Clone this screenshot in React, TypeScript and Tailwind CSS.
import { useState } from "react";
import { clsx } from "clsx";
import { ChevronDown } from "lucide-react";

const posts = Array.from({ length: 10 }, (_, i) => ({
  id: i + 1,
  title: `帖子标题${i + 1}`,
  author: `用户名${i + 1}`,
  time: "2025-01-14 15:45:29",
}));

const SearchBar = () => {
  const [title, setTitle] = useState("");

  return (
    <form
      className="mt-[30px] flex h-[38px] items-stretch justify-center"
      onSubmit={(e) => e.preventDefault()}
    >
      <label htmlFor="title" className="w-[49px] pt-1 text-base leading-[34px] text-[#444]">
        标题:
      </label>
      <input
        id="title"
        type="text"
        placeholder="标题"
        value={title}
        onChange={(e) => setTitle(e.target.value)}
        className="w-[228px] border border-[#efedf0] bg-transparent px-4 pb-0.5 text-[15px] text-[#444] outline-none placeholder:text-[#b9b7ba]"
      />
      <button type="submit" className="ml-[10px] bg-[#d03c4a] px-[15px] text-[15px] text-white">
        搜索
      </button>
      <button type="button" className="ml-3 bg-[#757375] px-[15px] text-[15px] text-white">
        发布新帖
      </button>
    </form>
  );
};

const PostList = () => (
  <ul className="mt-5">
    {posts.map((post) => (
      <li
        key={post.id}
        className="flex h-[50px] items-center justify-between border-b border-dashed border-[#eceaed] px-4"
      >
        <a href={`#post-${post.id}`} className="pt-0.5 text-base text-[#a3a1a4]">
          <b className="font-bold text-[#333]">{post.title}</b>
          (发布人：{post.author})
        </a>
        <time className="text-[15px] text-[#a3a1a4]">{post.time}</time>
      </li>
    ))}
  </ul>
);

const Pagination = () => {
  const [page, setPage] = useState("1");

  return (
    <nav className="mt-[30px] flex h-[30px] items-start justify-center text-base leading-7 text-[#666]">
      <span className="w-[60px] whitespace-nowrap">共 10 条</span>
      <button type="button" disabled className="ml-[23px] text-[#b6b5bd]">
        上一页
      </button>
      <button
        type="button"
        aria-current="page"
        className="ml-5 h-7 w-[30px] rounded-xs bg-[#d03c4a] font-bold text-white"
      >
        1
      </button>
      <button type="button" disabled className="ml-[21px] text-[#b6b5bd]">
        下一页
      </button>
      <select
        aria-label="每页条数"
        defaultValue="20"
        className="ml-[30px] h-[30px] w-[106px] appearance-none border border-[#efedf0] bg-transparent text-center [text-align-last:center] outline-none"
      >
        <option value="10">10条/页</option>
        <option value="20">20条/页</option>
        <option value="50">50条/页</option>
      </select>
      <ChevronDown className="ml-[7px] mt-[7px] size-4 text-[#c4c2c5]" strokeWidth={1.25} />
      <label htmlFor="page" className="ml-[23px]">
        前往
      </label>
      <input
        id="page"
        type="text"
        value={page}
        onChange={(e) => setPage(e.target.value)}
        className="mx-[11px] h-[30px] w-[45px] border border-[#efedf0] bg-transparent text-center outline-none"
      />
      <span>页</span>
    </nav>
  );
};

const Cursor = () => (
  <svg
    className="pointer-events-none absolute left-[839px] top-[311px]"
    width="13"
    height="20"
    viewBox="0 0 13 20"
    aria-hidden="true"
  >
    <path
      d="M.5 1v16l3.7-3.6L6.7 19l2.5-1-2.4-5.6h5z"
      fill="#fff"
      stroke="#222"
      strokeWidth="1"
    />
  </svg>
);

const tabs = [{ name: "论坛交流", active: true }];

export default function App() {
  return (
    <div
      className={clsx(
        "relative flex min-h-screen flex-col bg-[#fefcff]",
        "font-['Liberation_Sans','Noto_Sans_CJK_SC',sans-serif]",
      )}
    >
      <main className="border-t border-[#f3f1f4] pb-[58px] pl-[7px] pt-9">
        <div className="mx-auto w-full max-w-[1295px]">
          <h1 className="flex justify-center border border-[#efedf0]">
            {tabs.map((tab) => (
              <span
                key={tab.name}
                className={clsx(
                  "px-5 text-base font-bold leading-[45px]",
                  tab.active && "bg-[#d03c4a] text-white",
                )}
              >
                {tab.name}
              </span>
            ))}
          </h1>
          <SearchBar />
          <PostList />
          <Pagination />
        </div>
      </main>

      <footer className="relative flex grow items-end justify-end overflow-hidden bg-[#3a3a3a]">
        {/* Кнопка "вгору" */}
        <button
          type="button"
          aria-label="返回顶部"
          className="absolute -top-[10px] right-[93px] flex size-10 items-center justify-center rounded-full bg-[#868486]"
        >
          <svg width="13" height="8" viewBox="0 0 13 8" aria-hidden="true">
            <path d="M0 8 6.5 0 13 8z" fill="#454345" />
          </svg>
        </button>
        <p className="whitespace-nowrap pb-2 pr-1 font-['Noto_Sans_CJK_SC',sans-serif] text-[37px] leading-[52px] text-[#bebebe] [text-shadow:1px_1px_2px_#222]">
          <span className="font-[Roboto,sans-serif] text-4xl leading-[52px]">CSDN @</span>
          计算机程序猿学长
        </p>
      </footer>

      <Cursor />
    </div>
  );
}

--*--

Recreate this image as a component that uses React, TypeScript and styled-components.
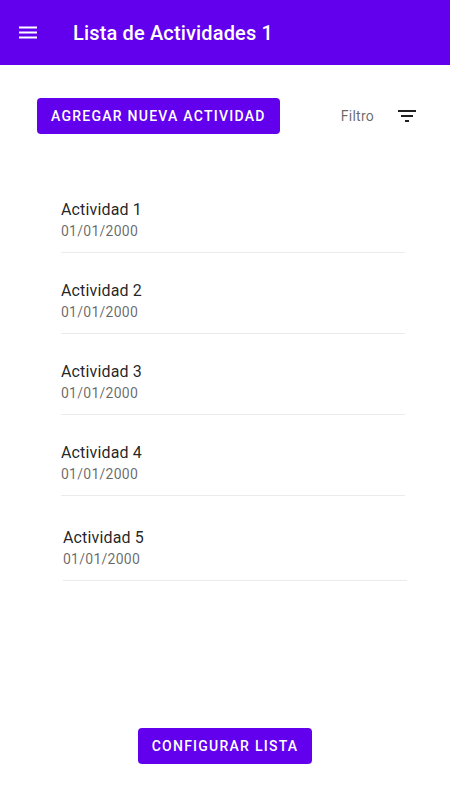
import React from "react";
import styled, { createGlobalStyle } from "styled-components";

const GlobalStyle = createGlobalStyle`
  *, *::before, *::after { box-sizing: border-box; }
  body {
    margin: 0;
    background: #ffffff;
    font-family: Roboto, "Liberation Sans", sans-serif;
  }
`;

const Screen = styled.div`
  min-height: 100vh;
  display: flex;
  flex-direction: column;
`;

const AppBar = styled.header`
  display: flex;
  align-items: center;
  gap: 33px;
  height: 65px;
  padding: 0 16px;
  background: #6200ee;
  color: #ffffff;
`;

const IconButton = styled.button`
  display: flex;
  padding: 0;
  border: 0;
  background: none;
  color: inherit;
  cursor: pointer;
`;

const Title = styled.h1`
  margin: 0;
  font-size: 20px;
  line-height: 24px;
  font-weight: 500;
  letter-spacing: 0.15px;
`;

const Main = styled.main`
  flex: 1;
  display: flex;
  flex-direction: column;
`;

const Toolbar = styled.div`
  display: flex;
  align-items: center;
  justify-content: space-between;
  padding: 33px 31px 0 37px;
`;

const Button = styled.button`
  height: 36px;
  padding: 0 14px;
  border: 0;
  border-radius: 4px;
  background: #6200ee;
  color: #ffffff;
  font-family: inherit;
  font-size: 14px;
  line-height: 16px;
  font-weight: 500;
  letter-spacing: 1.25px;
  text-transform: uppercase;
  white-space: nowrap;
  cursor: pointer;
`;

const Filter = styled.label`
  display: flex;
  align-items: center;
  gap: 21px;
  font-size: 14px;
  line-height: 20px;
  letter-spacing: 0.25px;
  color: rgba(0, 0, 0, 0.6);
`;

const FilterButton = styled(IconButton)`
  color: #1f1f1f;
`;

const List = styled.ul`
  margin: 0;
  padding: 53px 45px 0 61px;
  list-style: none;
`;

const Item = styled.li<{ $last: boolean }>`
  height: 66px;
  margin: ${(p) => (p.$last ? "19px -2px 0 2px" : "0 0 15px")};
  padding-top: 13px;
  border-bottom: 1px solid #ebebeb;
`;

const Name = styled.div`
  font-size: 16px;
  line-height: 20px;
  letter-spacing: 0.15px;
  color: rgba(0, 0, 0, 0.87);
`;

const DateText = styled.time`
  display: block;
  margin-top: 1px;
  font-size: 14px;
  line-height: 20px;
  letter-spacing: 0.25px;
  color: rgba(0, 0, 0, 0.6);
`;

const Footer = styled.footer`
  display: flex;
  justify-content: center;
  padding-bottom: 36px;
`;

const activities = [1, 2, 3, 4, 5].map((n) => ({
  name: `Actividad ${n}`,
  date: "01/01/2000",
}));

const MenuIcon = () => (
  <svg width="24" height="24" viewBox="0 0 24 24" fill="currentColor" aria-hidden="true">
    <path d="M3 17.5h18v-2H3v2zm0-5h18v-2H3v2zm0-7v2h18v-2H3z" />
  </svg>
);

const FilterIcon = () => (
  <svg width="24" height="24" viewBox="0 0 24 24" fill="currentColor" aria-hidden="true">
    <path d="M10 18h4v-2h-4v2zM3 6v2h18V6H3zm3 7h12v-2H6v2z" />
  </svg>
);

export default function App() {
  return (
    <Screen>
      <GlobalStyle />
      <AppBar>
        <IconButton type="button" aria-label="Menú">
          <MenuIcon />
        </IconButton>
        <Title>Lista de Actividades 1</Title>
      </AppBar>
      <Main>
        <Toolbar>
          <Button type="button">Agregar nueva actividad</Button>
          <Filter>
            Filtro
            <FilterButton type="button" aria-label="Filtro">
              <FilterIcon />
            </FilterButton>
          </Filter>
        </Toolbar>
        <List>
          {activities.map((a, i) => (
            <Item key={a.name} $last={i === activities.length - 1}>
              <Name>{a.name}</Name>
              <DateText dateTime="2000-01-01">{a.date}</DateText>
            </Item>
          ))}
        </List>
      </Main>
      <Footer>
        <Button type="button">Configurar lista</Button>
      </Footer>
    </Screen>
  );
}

--*--

Exactly as written, quote the lines from the one that has "Clone this screenshot" down to the one that has "const [title, setTitle]", and include both.

Clone this screenshot in React, TypeScript and Tailwind CSS.
import { useState } from "react";
import { clsx } from "clsx";
import { ChevronDown } from "lucide-react";

const posts = Array.from({ length: 10 }, (_, i) => ({
  id: i + 1,
  title: `帖子标题${i + 1}`,
  author: `用户名${i + 1}`,
  time: "2025-01-14 15:45:29",
}));

const SearchBar = () => {
  const [title, setTitle] = useState("");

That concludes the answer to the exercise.